In 2006, WTI traded at $60 US a barrel, and then $140 US a barrel in 2008. You can see that the two unemployment rates tend to move apart and come back together depending on the price of crude oil.
The graph ends in August 2014, which also marks the beginning of a substantial price drop for crude oil.
At the beginning of August, WTI traded above $95 US a barrel. This Tuesday it closed at $77.40
A multitude of reasons is dragging down the price of oil: increased supply in the U.S. and Saudi Arabia lowering its prices for the U.S. market to protect market share.
As of now, the drop in the price of oil is being offset by a corresponding drop in the Canadian dollar, the currency in which WTI is priced, but alarm bells are being raised.
Could the boom be coming to an end?
Late last month Bank of Canada governor Stephen Poloz said if oil remains low, it will shave a quarter point off Canada’s economic growth, which is forecast to come in at 2.5 per cent this year.
Poloz said it was enough of a hit to have him worried.
Peter Jarrett, a Canadian economist with the OECD, says we might already be seeing signs of Alberta’s slowdown.
“We saw monthly building permits from StatsCan come out (last week) and where are the permits the strongest? Ontario. Toronto and Ottawa in particular,” he said. “Where are they not doing well? Alberta, among other places.
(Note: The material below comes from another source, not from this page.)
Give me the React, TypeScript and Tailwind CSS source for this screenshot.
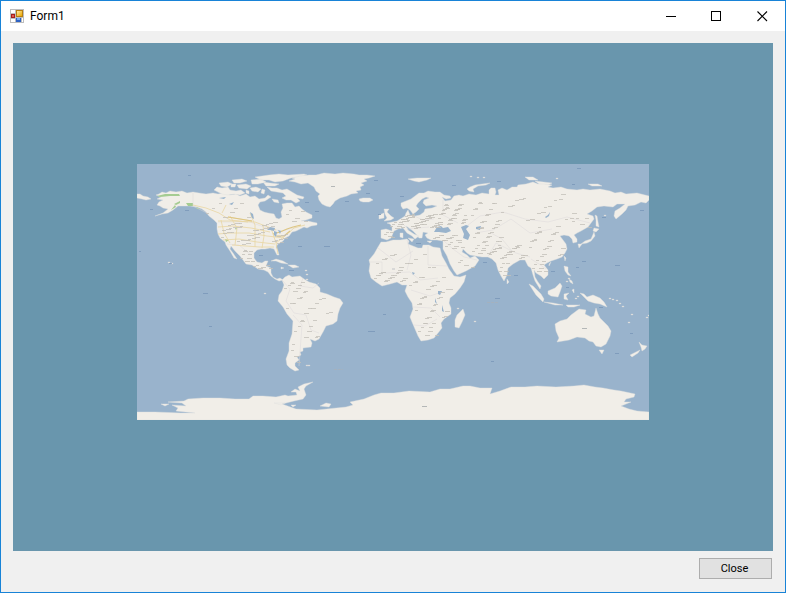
import React from "react";

const LAND = [
  // Chukotka tip and Alaska / North America
  "M137 194L140 194 143 196 148 197 151 199 146 200 142 199 137 198Z",
  "M156 195L159 194 162 192 166 193 170 191 176 192 182 191 187 193 193 192 199 193 206 194 213 193 218 194 224 193 230 195 236 194 240 196 246 194 250 197 255 196 259 199 265 198 268 195 271 197 268 199 265 201 260 202 258 205 260 210 264 212 268 213 274 214 276 218 279 219 282 217 281 212 283 208 282 204 287 203 292 203 295 207 299 206 302 209 306 212 312 215 312 218 306 220 301 221 308 221 312 222 317 223 317 225 311 226 307 228 304 227 300 229 296 231 292 232 289 236 285 238 283 241 278 244 276 247 278 251 279 255 277 255 274 249 270 248 265 249 261 249 257 250 254 253 254 258 257 262 262 263 265 261 268 261 266 266 271 268 271 273 273 277 277 279 280 278 283 280 279 281 275 279 271 276 268 272 264 270 258 269 252 265 246 264 243 260 240 256 235 251 231 246 230 249 233 253 237 259 234 258 230 251 226 245 225 242 220 238 218 234 217 229 217 223 214 220 209 216 206 212 202 209 197 207 190 206 184 206 178 206 173 210 168 213 162 214 155 216 163 213 168 209 163 208 160 206 157 205 159 202 163 200 157 199 161 197Z",
  // Arctic archipelago
  "M214 190L217 187 222 188 228 187 230 190 236 191 241 190 245 193 240 195 234 194 228 195 222 194 218 192Z",
  "M219 183L228 182 232 184 227 187 221 186Z M232 180L242 179 247 181 240 183 234 183Z M237 185L246 184 251 186 247 189 239 188Z M251 180L261 179 266 182 258 184 252 184Z M255 177L269 175 279 174 288 175 304 174 307 175 300 177 291 178 283 181 275 182 269 180 261 180Z M263 182L270 183 279 184 275 186 266 186Z M250 188L256 187 261 189 258 192 252 191Z",
  "M267 187L272 188 277 188 282 190 287 189 292 192 297 195 304 197 303 199 297 198 300 201 296 203 291 200 286 200 282 198 286 196 283 193 277 192 271 191Z M272 199L278 200 279 203 274 202Z M246 190L249 191 249 194 246 193Z M262 189L265 190 264 194 261 193Z M231 184L236 184 235 187 231 187Z",
  // Greenland, Iceland, Svalbard, Novaya Zemlya
  "M289 181L295 179 292 178 300 176 309 175 316 175 324 173 335 174 343 173 354 174 359 175 367 175 375 176 369 178 364 179 367 181 361 183 364 185 360 187 361 190 356 191 358 193 351 194 347 196 340 198 335 201 333 204 330 207 326 206 322 204 319 200 318 196 320 194 316 191 314 187 308 183 301 184 295 182Z",
  "M359 199L363 198 370 198 373 200 369 202 363 202 360 201Z M408 179L417 178 431 178 427 180 419 182 414 181Z M467 189L470 187 475 185 482 184 490 183 486 185 478 186 473 189 474 192 469 191Z M525 177L533 177 538 180 529 180Z M535 181L552 183 548 185 539 184Z M588 184L598 184 602 186 592 186Z",
  // Europe and Asia
  "M381 230L386 229 392 231 392 227 390 224 387 223 392 222 397 221 402 218 405 216 406 213 408 210 410 215 415 216 420 215 424 212 425 209 432 208 437 206 432 205 426 206 423 203 424 200 429 198 426 197 422 199 418 203 416 206 419 209 416 212 413 214 410 210 407 208 403 209 401 206 401 203 406 201 411 199 415 196 419 193 424 193 428 191 435 192 440 192 444 195 450 196 451 198 446 199 442 197 445 201 451 200 454 196 459 195 463 196 469 194 476 195 482 193 489 194 489 190 491 188 495 188 496 192 495 195 499 195 498 190 502 188 507 190 512 187 517 187 518 185 526 184 533 182 538 184 544 184 552 185 548 187 553 188 561 187 567 189 577 190 583 189 590 190 600 189 610 191 615 193 621 192 626 194 637 193 649 196 649 200 646 203 641 202 635 205 628 206 626 210 622 214 616 219 614 216 615 211 620 208 625 204 617 204 613 207 604 206 597 207 592 211 587 214 593 216 594 219 591 223 588 227 581 231 577 233 574 235 577 239 577 242 573 243 572 239 569 236 564 235 560 236 563 240 566 244 567 249 565 253 562 257 557 259 551 261 547 263 544 265 548 270 548 275 544 279 541 276 536 273 534 270 535 277 538 282 541 286 540 289 535 281 533 275 531 268 528 266 525 260 520 260 513 264 508 268 507 275 504 281 501 276 498 270 496 263 492 259 488 257 482 257 476 256 470 255 467 253 463 249 462 252 467 255 470 258 475 256 479 260 475 266 466 271 457 275 454 271 450 264 447 256 443 249 443 241 437 240 431 240 427 238 425 235 428 233 423 232 422 238 419 238 416 234 413 231 409 228 406 226 408 230 414 234 419 236 415 239 412 236 407 233 403 228 398 229 394 231 391 238 387 240 381 238Z",
  // Britain and Ireland
  "M384 209L389 209 387 212 391 216 394 218 391 220 384 221 387 218 385 214Z M379 215L384 213 384 218 379 219Z M400 233L403 233 403 238 400 237Z M408 238L414 239 412 242Z M427 241L432 241 430 243Z",
  // Africa and Madagascar
  "M381 242L386 242 393 240 400 240 407 239 409 241 408 244 413 246 418 248 422 248 423 245 429 245 433 247 440 248 442 256 446 263 449 269 454 276 460 277 466 275 464 282 460 288 455 294 450 298 449 303 451 308 451 314 444 319 441 323 442 328 438 333 434 338 428 340 421 341 418 336 415 329 412 322 410 317 413 309 412 303 408 297 405 291 407 285 402 285 397 282 390 284 382 286 376 282 371 278 369 271 370 264 369 260 374 254 378 247Z M463 309L465 315 462 322 459 328 455 327 455 320 457 315Z",
  // South America
  "M282 280L285 277 289 275 292 277 300 276 304 279 309 282 316 284 320 288 320 292 327 294 334 297 340 299 343 303 340 308 338 314 337 321 333 324 326 326 323 332 319 339 315 341 310 339 312 343 311 347 303 348 303 351 300 352 301 355 297 357 299 360 295 363 295 366 299 370 295 371 290 368 287 365 286 359 289 351 289 343 292 334 293 321 287 314 283 307 278 301 279 295 282 291 284 285Z",
  // Antilles
  "M271 261L276 259 283 261 288 264 281 263 276 261Z M288 265L295 265 299 267 293 268Z M281 267L284 268 281 269Z",
  // Maritime Asia
  "M595 215L597 216 598 222 599 227 596 226 596 220Z M594 228L599 229 596 232 593 231Z M594 232L595 236 591 241 587 243 581 244 585 241 591 239Z M578 244L582 244 579 248Z M564 256L566 258 565 261Z M549 264L551 262 549 266Z M564 266L568 267 568 272 571 276 568 275 565 271Z M569 279L572 281 573 284 570 282Z M507 279L509 282 507 284Z M529 284L533 286 541 294 544 299 543 302 536 295Z M544 302L553 303 563 305 555 305Z M548 291L555 288 560 283 562 286 560 292 558 297 551 296 548 294Z M564 294L569 293 566 296 568 300 564 299Z M572 290L574 289 574 293Z M566 305L580 305 574 307 568 307Z M580 293L584 294 587 297 593 295 600 298 604 302 607 307 600 304 594 303 588 301 584 297Z",
  // Australia, Tasmania, New Zealand
  "M555 324L560 321 567 319 571 315 575 312 579 309 586 310 585 314 591 317 594 316 596 308 598 314 600 318 604 322 608 326 611 331 610 336 606 344 601 347 596 346 593 342 589 341 585 338 577 337 569 340 557 342 559 338 556 331Z M599 350L604 350 602 354Z M639 342L642 345 647 346 645 349 642 351 641 347Z M640 350L638 353 632 357 630 355Z",
  // Antarctica
  "M137 412L155 412 181 413 195 413 176 411 178 408 172 405 186 406 182 403 168 402 184 401 188 399 203 398 220 398 235 399 249 399 253 396 263 396 276 397 285 395 288 396 297 395 296 392 291 392 295 389 300 391 298 387 304 384 313 382 306 386 304 389 306 395 303 399 294 401 282 404 296 409 317 410 346 407 353 405 350 402 364 399 374 395 381 393 394 393 409 391 430 392 440 389 450 389 463 386 470 386 480 388 492 388 490 394 500 391 511 387 525 387 537 386 556 387 574 386 584 385 595 387 603 388 614 390 621 391 635 394 634 397 626 399 624 402 631 402 621 406 629 409 637 411 649 412 649 420 137 420Z M161 404L169 404 165 406Z M320 406L326 403 331 404 329 407Z M274 403L285 403 281 405Z M291 405L296 405 293 407Z",
];

const WATER = [
  "M434 232L437 227 441 226 443 228 448 227 451 231 446 233 439 232Z",
  "M461 227L466 225 469 226 466 229 470 235 468 240 463 238 464 234Z",
  "M476 227L481 226 480 230 476 229Z",
  "M545 217L548 215 550 212 549 216 546 218Z",
  "M438 291L442 291 440 295 438 294Z M442 305L444 312 442 311Z M435 298L437 304 435 302Z M412 272L415 273 413 275Z",
  "M267 230L270 227 275 228 274 231 270 230Z M274 231L277 232 276 237 274 235Z M278 230L281 231 280 234Z M219 198L226 197 224 199Z M229 204L234 202 232 205Z M250 212L253 214 254 219 252 218Z",
];

const BORDERS =
  "M193 193V206L207 213M218 222H250L267 228 282 231 296 227M227 244L239 245 251 255M282 280L290 289 286 301 294 313 306 315 311 330 319 333M303 278L300 286 313 288 319 283M293 315L302 325 299 366M378 248L396 262 413 251M407 240L411 255 407 270M428 246V265L447 266M370 262H382V275M385 273L410 272 420 280 438 278M411 290L430 296 442 292M413 307L431 308 440 317M414 325L425 326 437 319M400 221L408 229 429 227M412 215L423 220 434 219M443 200L443 215 458 223M468 225L480 216 503 212 525 219 548 222 567 217 590 223M475 233L493 230 511 219 530 233 552 229M488 256L496 243 516 253 530 257M491 233L502 239 512 251M444 241L453 249 464 257 477 260M531 259L539 264 546 269";

const ROADS =
  "M193 205L206 208 219 213 230 220 248 222M218 221L231 221 255 222 276 230M218 227L233 226 251 228 270 232M218 234L230 233 249 233 267 236 284 238M223 240L239 239 257 242 275 244M232 245L246 246 260 247 274 247M221 220L224 233 230 243M230 216L237 228 235 245M250 213L255 225 255 247M263 225L264 236 262 248M271 228L276 243 278 254M276 243L285 236 294 228 305 225M222 213L226 205M228 217L252 221";

const FOREST =
  "M157 196L165 194 179 194 180 196 170 196 160 197Z M174 204L180 201 180 203 176 205Z M186 203L193 203 193 206 188 206Z M171 210L175 205 176 207Z M196 207L200 209 197 209Z M225 239L229 240 226 242Z M235 228L237 228 236 230Z";

// Bands of place names: left, right, top, bottom, how many.
const LABEL_BANDS: [number, number, number, number, number][] = [
  [400, 440, 214, 228, 48], [438, 464, 204, 224, 30], [390, 402, 221, 228, 8],
  [383, 392, 231, 238, 5], [432, 460, 234, 240, 14], [445, 462, 241, 248, 7],
  [470, 500, 198, 222, 14], [500, 575, 194, 220, 18], [472, 500, 224, 242, 18],
  [472, 488, 243, 254, 8], [488, 524, 245, 258, 26], [499, 508, 260, 276, 7],
  [528, 562, 226, 256, 22], [532, 545, 258, 272, 8], [569, 590, 216, 228, 5],
  [375, 436, 251, 268, 12], [373, 404, 270, 281, 18], [408, 452, 274, 290, 12],
  [414, 446, 292, 318, 18], [418, 436, 320, 336, 9], [455, 472, 258, 268, 4],
  [284, 306, 280, 292, 10], [285, 332, 294, 314, 13], [294, 318, 316, 338, 10],
  [290, 298, 340, 364, 4], [220, 285, 222, 244, 46], [240, 252, 248, 262, 9],
  [250, 270, 264, 268, 6], [205, 250, 200, 218, 8], [282, 306, 208, 222, 6],
];

// Spreads each band's names evenly but irregularly, the same way on each load.
const LABELS = LABEL_BANDS.map(([x1, x2, y1, y2, count]) =>
  Array.from({ length: count }, (_, i) => {
    const x = Math.round(x1 + (x2 - x1) * ((i * 0.618 + 0.31) % 1));
    const y = Math.round(y1 + (y2 - y1) * ((i * 0.7549 + 0.17) % 1));
    return `M${x} ${y + 0.5}h${3 + (i % 3)}`;
  }).join(""),
);

const SEA_NAMES: [number, number, number][] = [
  [188, 175, 3], [150, 209, 3], [185, 210, 4], [139, 251, 2], [169, 263, 3],
  [203, 293, 5], [209, 326, 3], [324, 246, 6], [298, 246, 4], [305, 202, 4],
  [315, 211, 4], [345, 201, 4], [374, 180, 4], [366, 193, 4], [400, 196, 4],
  [378, 214, 3], [259, 255, 4], [289, 270, 5], [416, 243, 5], [452, 185, 4],
  [497, 181, 4], [577, 168, 4], [572, 184, 3], [602, 217, 4], [640, 210, 4],
  [582, 261, 4], [615, 265, 5], [551, 271, 4], [514, 275, 4], [495, 298, 5],
  [368, 331, 7], [383, 314, 3], [483, 262, 4], [630, 333, 3], [615, 353, 4],
  [491, 361, 3], [599, 307, 4], [566, 287, 3], [576, 267, 3],
];

const ISLETS: [number, number][] = [
  [171, 263], [168, 262], [264, 293], [305, 270], [306, 274], [306, 279],
  [306, 365], [308, 365], [616, 300], [619, 303], [622, 306], [628, 322],
  [631, 314], [646, 317], [648, 315], [474, 321], [457, 308], [604, 215],
  [612, 299], [609, 298], [556, 178], [477, 177], [470, 176], [483, 177],
  [568, 278], [566, 281], [577, 296], [575, 298],
];

function WorldMap() {
  return (
    <svg
      className="block w-[512px] max-w-full bg-[#99b3cc]"
      viewBox="137 164 512 256"
      role="img"
      aria-label="World map"
    >
      <g fill="#f1eee8" stroke="#e0e0de" strokeWidth="0.4">
        {LAND.map((d) => (
          <path key={d} d={d} />
        ))}
        {ISLETS.map(([x, y]) => (
          <path key={`${x}-${y}`} d={`M${x} ${y}h2v1h-2z`} stroke="#c5cbd0" />
        ))}
      </g>
      <path d={FOREST} fill="#a5cc92" />
      <path d={BORDERS} fill="none" stroke="#dcd9da" strokeWidth="0.5" />
      <path d={ROADS} fill="none" stroke="#e8d6a2" strokeWidth="0.8" />
      <path
        d="M273 234L280 232 287 229 293 227 301 225M228 217L240 219 252 221M276 236L284 236 290 231"
        fill="none"
        stroke="#ddc583"
        strokeWidth="1.2"
      />
      <g fill="#99b3cc">
        {WATER.map((d) => (
          <path key={d} d={d} />
        ))}
      </g>
      <g stroke="#c4c0b9" strokeWidth="0.8">
        {LABELS.map((d) => (
          <path key={d} d={d} />
        ))}
      </g>
      <g stroke="#7895b8" strokeWidth="0.8">
        {SEA_NAMES.map(([x, y, w]) => (
          <path key={`${x}-${y}`} d={`M${x} ${y + 0.5}h${w}`} />
        ))}
      </g>
      <path d="M422 406.500h5M582 328.500h5M331 186.500h4" stroke="#a4a8aa" strokeWidth="0.8" />
      <path d="M334 369.500h9M487 302.500h12M392 269h4" stroke="#a9b0b8" strokeWidth="0.7" strokeDasharray="3 1" />
    </svg>
  );
}

function FormIcon() {
  return (
    <svg className="h-[14px] w-[14px]" viewBox="0 0 14 14" shapeRendering="crispEdges" aria-hidden="true">
      <defs>
        <linearGradient id="gold" x1="0" y1="0" x2="1" y2="1">
          <stop offset="0" stopColor="#ffeaa0" />
          <stop offset="1" stopColor="#e9a600" />
        </linearGradient>
      </defs>
      <path d="M0 0H14V14H0Z" fill="#bdbdbd" />
      <path d="M1 1H5V4H1ZM1 10H5V13H1ZM12 9H13V13H12Z" fill="#fff" />
      <path d="M6 1H13V8H6Z" fill="#b77f12" />
      <path d="M7 2H12V7H7Z" fill="url(#gold)" />
      <path d="M1 5H5V9H1Z" fill="#a51e1e" />
      <path d="M2 6H4V8H2Z" fill="#e05a4e" />
      <path d="M6 9H11V13H6Z" fill="#2d62c4" />
      <path d="M7 9H10V11H7Z" fill="#79adf0" />
    </svg>
  );
}

const captionButton = "flex w-[46px] items-center justify-center hover:bg-gray-200";

export default function App() {
  return (
    <div className="flex min-h-screen flex-col border border-[#1883d7] bg-[#f0f0f0] font-['Roboto','Liberation_Sans',sans-serif] text-xs text-black">
      <header className="flex h-[30px] items-stretch bg-white">
        <div className="flex flex-1 items-center gap-1.5 pl-[9px]">
          <FormIcon />
          <h1>Form1</h1>
        </div>
        <button type="button" aria-label="Minimize" className={captionButton}>
          <svg className="h-[11px] w-[11px]" viewBox="0 0 11 11" shapeRendering="crispEdges">
            <path d="M1 5H11V6H1Z" />
          </svg>
        </button>
        <button type="button" aria-label="Maximize" className={captionButton}>
          <svg className="h-[11px] w-[11px]" viewBox="0 0 11 11" shapeRendering="crispEdges">
            <path d="M0.500 0.500H9.500V9.500H0.500Z" fill="none" stroke="#000" />
          </svg>
        </button>
        <button type="button" aria-label="Close window" className={captionButton}>
          <svg className="h-[11px] w-[11px]" viewBox="0 0 11 11">
            <path d="M0.500 0.500L10 10M10 0.500L0.500 10" fill="none" stroke="#000" strokeWidth="1.1" />
          </svg>
        </button>
      </header>
      <main className="flex flex-1 flex-col gap-[7px] px-3 pt-3 pb-[13px]">
        <section className="flex flex-1 items-center justify-center bg-[#6996ad] pb-2.5">
          <WorldMap />
        </section>
        <button
          type="button"
          className="mr-px flex h-[21px] w-[73px] items-center justify-center self-end border border-[#adadad] bg-[#e1e1e1] pt-0.5 pr-0.5 text-[11px] hover:bg-[#e5f1fb]"
        >
          Close
        </button>
      </main>
    </div>
  );
}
Building permits are not activity yet, but they are intention.”
Jarrett says if oil prices remain low, there will be a profound impact seen as soon as next year.
“There will be people who may have nothing to do with the oil and gas industry who have taken out loans, built factories that are predicated on Alberta still growing three to four per cent per year and attracting immigrants and migrants from Eastern Canada. If those flows from abroad and Eastern Canada stop and go into reverse, there will be a lot of pain to be felt.”
Harvey says his company, National Process Systems, is not as concerned — at least for now.
“This industry makes decisions for the long term, not for the short term. We’re certainly bullish, we think industry will continue to grow, we’re certainly going to invest in it. It’s been a great ride and I hope it continues.”